2. 一般企業は不動産投資を副業と見なすのか
実は不動産投資が副業に該当するのか、という点について明確な答えは存在しません。
何をもって「副業」と見なすかは、各企業が独断で設定する「社内規定」によるものなので、ここまではOK、という明確な線引きは存在しないのです。
一般的に不動産投資は株やFXと同じ投資の一種であり、企業に雇用されて行う業務とは違うため、副業の定義には当てはまらないと見なされることが多いです。
しかし、だからといって勤め先に黙って不動産投資を始めるのはお勧めできません。
副業を禁止している企業は、あなたの所得について自社から支払った「給与所得」だけだと考えています。
しかし、あなたが副業に取り組み、不動産投資など別の方法で所得を得ていた場合、あなたにかかる住民税は給与所得のみの場合に比べて高くなってしまうのです。
給与から天引きされる住民税が本来の額より高額であれば、一目で副業をしていることが勤め先にバレてしまうでしょう。
減給や解雇といった処遇が下される可能性も否定できず、勤め先に内緒で不動産投資に取り組むリスクは非常に高いといえます。
不動産投資を始める前に、あらかじめ勤め先に確認をとっておくのが一番よいでしょう。
「不動産投資は副業に入らないので取り組んでもよい」という返答が得られた場合、安心して不動産投資に取り組むことができます。
2.1 不動産投資は公務員も副業として取り組める
副業は原則禁止されている公務員ですが、実はある一定の規模を超えない範囲であれば、公務員でも許可なく不動産投資に取り組んでよいことになっています。
国家公務員法での規定を分かりやすくまとめると
- 営利を目的とする私企業(営利企業)の役員を兼業すること、または営利企業を自営することを制限する
- 上記以外で、事業・事務に継続的または定期的に従事し、報酬を得る兼業をする場合、内閣総理大臣及び所轄庁の長の許可を必要とする
とあります。
つまり不動産投資はあくまで資産運用の一種であり、一定の規模以上でない限り、どちらの規定にも抵触しないのです。

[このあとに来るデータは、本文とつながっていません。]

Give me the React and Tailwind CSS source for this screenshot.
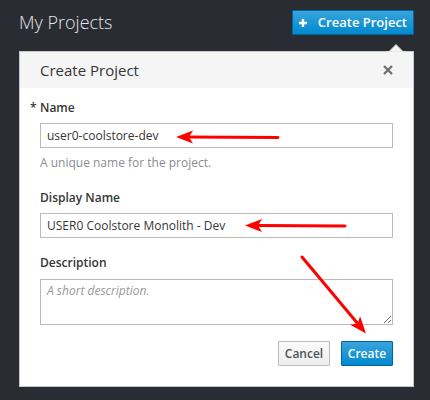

ただし、先述の通り「一定の規模」以上となると、国家公務員法に定められている「自営」に該当します。人事院規則14-8に明記されている「一定の規模」の基準には
- 独立家屋が5棟以上
- 独立的に区画された一の部分の数が10室以上
- 土地の賃貸契約10件以上
- 駐車場の場合、駐車台数10台以上
- 賃料収入の合計額が年額500万円以上
などの条件があります。
もしこれらの規模以上の不動産経営をする場合でも、自営兼業承認申請書(不動産等賃貸関係)を提出し、承認を得られれば問題なく不動産投資を継続することが可能です。
この承認には、規模や収入といった数値的な条件の他に、
- 職員の官職と不動産や駐車場賃貸の間に特別な利害関係があるか
- 職務の遂行への支障がないか
- 公務の公平性及び信頼性の確保への支障がないか
などを含めて承認の可否が判断されます。
自営兼業承認申請書を提出する場合、2番目の「職務遂行への支障」について特に気を付けるようにしましょう。
不動産経営が一定の規模以上となると、副業に気を取られて本業に支障をきたすのではないか、また本業以外の業務が増えることで疲労が増え、本業に悪影響が及ぶのではないか、ということを特に危惧されます。
一定の規模を下回る不動産投資が許可なく認められているのは、その規模であれば本業に支障がないと判断されているからです。
そこで本業への支障をなくすために、不動産管理会社へ賃貸管理を委託するとよいでしょう。家賃回収や集客などを管理会社にお任せすれば、オーナーの仕事を減らすことができます。
不動産投資の規模が一定の規模を下回っていたとしても、本業に悪影響が及ばないよう、また自らの負担を軽減するためにも、管理会社を利用することをお勧めします。
地方公務員の場合は、各自治体の規定に従う必要があります。上記で紹介した規定とは別に、必ず自治体ごとの規定を確認してください。
2.2 副業を後押しする政府の方針
2018年は副業元年とも呼ばれ、政府主導で副業を許可しようという流れが生まれています。
働き方改革を推進する政府は、2018年1月「モデル就業規則」を改訂し、「許可なく他の会社等の業務に従事しないこと」という規定を削除しました。さらに企業に対しても「副業・兼業を認める方向で検討することが求められる」とするガイドラインを発表しています。
それに伴い、SoftBank、DeNAなど副業を許可する企業もじわじわと増えてきました。
今後、副業として堂々と不動産投資ができる環境が増えていくかもしれません。